Michael Scharang

 

Verfahren eines Verfahrens

Kritiken

Adolf Haslinger, 18. 2. 1969

Die Luchterhand - Drucke setzen unter der verdienten Edition Otto F. Walters, aus bekannten Gründen, die Walter - Drucke fort. Der originelle Herausgeber bringt darin Werke, „in denen sich Veränderungen des literarischen Ausdrucks unserer Zeit abzeichnen“. Dieses Wagnis verdient Beachtung, denn die Texte sind vordringlich experimentell und laufen dem allgemeinen Kunstverständnis meist weit voraus; das zeigen schon die beiden deutschen Autoren dieser Reihe: Franz Mon mit seinem Lesebuch und Michael Scharang mit dem Titel „Verfahren eines Verfahrens“. Der junge Österreicher Scharang eröffnet nach Helmut Heißenbüttel, der das Nachwort zu diesem Band schrieb, „eine neue Perspektive“. Die Prosa Scharangs geht tatsächlich neue Wege. Das ist gar nicht so einfach neben den Textern der Wiener Gruppe, neben Heißenbüttel und Mon. Scharang erzählt in den Prosastücken, von denen einige schon in der österreichischen Zeitschrift „Literatur und Kritik“ erschienen sind, selbstverständlich nicht im herkömmlichen Sinne.
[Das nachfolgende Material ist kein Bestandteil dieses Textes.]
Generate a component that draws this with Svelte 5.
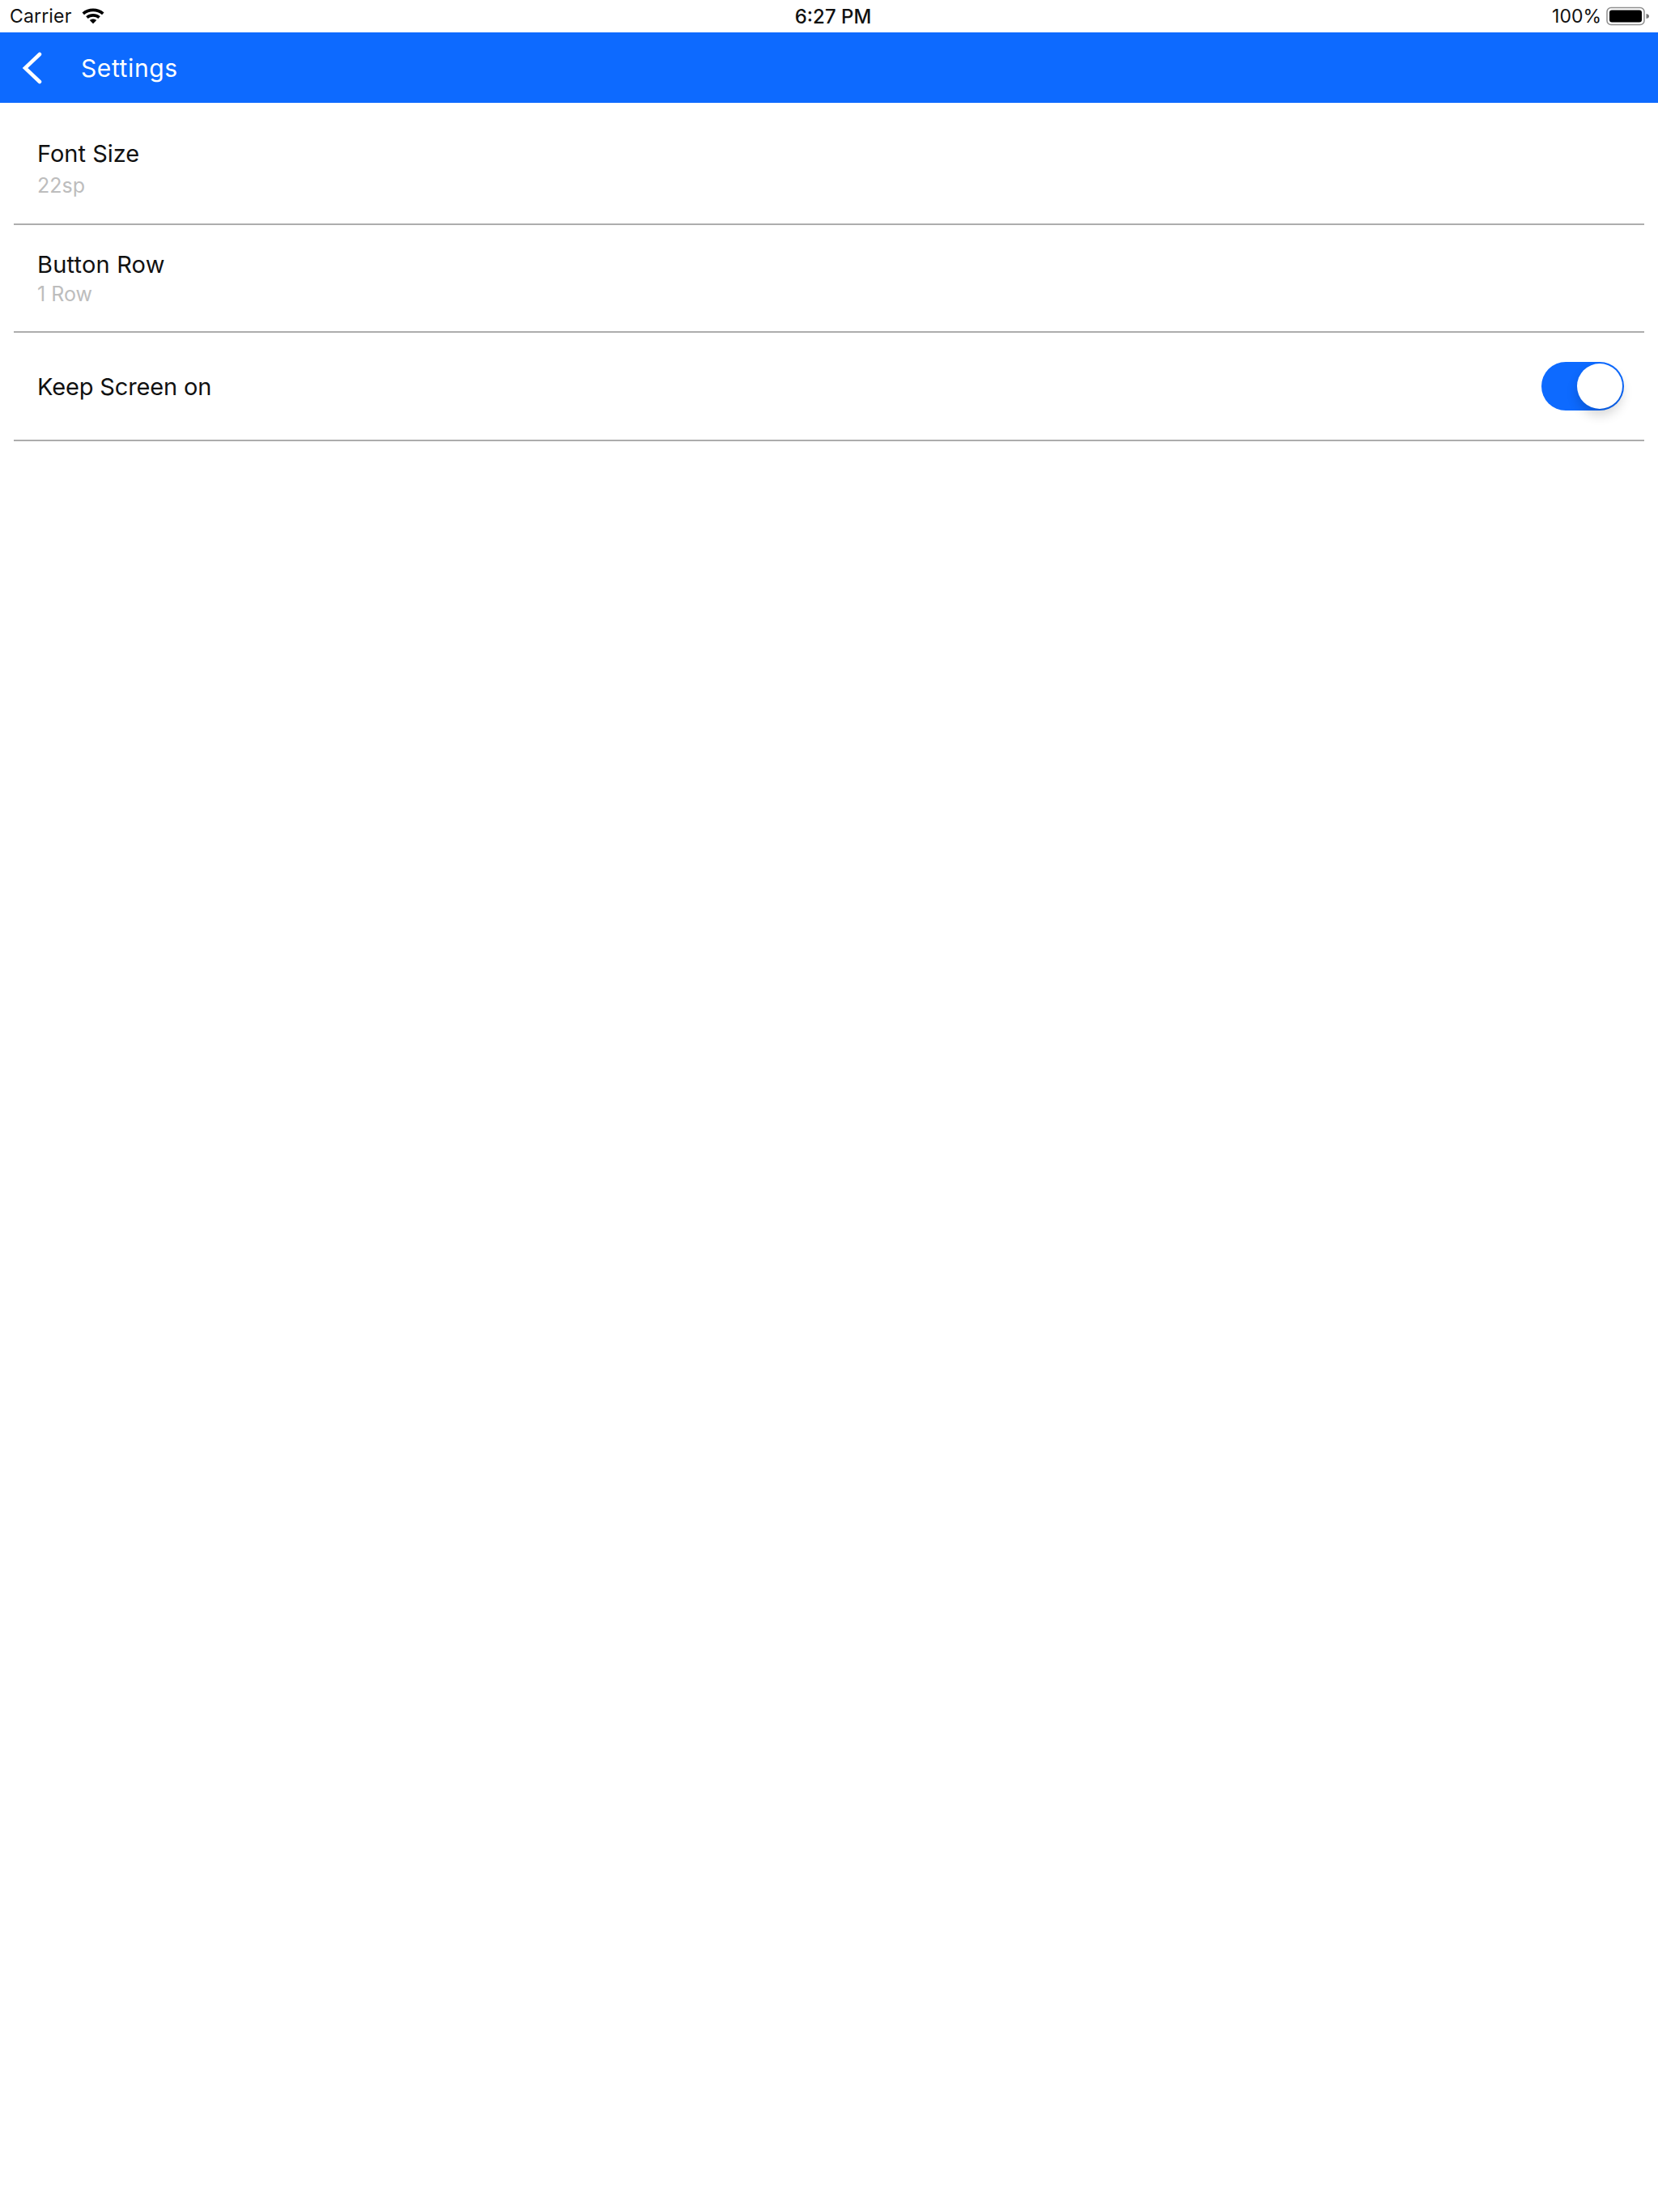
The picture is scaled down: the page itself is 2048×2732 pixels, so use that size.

Er gestaltet nicht Erfahrenes aus der Erinnerung so, daß sich der Leser in Illusionen versetzt sieht. Seine Titel weisen schon auf das Modellhafte hin: Rüge, Abgängigkeit, Das Ende vom Anfang seines Endes, Herausgreifen eines Falles, Behandlung eines Falles usw. Keine imaginierte Realität bestimmt den Ablauf dieser Prosa, vielmehr werden innersprachliche Bewegungen mit methodischer Präzision ausgedrückt.

 

 

Helmut Günther in „Welt und Wort“, Heft 9, 1969

Man kann gar nicht umhin, hier von einem regelrechten Textbuch zu sprechen, einer Text-Fibel, die Antwort gibt auf die Frage: welche Möglichkeiten hat ein Autor heute, der nur noch von der Sprach-Welt, vom Sprach-Universum ausgeht. Heißenbüttel nennt einige Grundmöglichkeiten. Der Referent konnte der Versuchung nicht widerstehen, pedantisch zu sein und die Möglichkeiten zu katalogisieren. Es geht also ganz wörtlich darum, dem Verfahren eines Verfahrens nachzuspüren.

 

 

„Deutsches Monatsblatt“, Nr.11, Bonn, November 1971

Wo Brecht noch der einfachen Abkürzung vertraute, hat Scharang die Erfahrung aller Schwierigkeiten mit der Sprache in der 2. Hälfte des 20. Jahrhunderts hinter sich. Er weiß, daß gerade der einfache Satz, der versucht, eigensinnig auf einen Gegenstand (oder Mißstand) hinzuzeigen, am ehesten doppelsinnig und mißdeutbar wird. Diese Erfahrung befähigt ihn zu den Positionsumkehrungen, die er vorführt. Wahrheit, wenn immer man davon sprechen kann, zeigt sich nicht im syntaktisch und begrifflich Definitiven, sondern in der Möglichkeit, im Entwurf der Rede.

 

 

„Volksstimme“, Wien, 11. 12. 1969

Der Genuß der Lektüre, das heißt Erhellung und zunehmender Sprachverstand für Erfahrungen und Tatsachen, stellt sich nach und nach ein und wird immer fündiger. Ein Fortschritt jedenfalls, der der Sorge um Wahrheit insgesamt kräftiger auf die Beine hilft. Wer bei Scharang mitgeht, dem wird das Abenteuer der Manipulation deutlich zerlegt.

 

 

„Neue Osnabrücker Zeitung“, Nr.108, 10. 5. 1969

Scharang setzt nicht Personen, er setzt Sprache in Bewegung. Im Ablauf der Satzketten, die den jeweiligen Vorgang verfolgen, verkehren sich die Positionen: Indem erzählt wird, entlarven sich, in der Verkehrung, die Verhältnisse von selbst; am Ende steht der Dieb, der sich vor dem Besitzer zu rechtfertigen sucht, als der Bestohlene da.

Scharangs Arbeiten weisen seine Originalität und frische Selbständigkeit aus. Er sagt, was er von dieser Welt hält, indem er die Möglichkeit der sprachlichen Verfahrensweisen bis zu ihren Grenzen hin nutzt.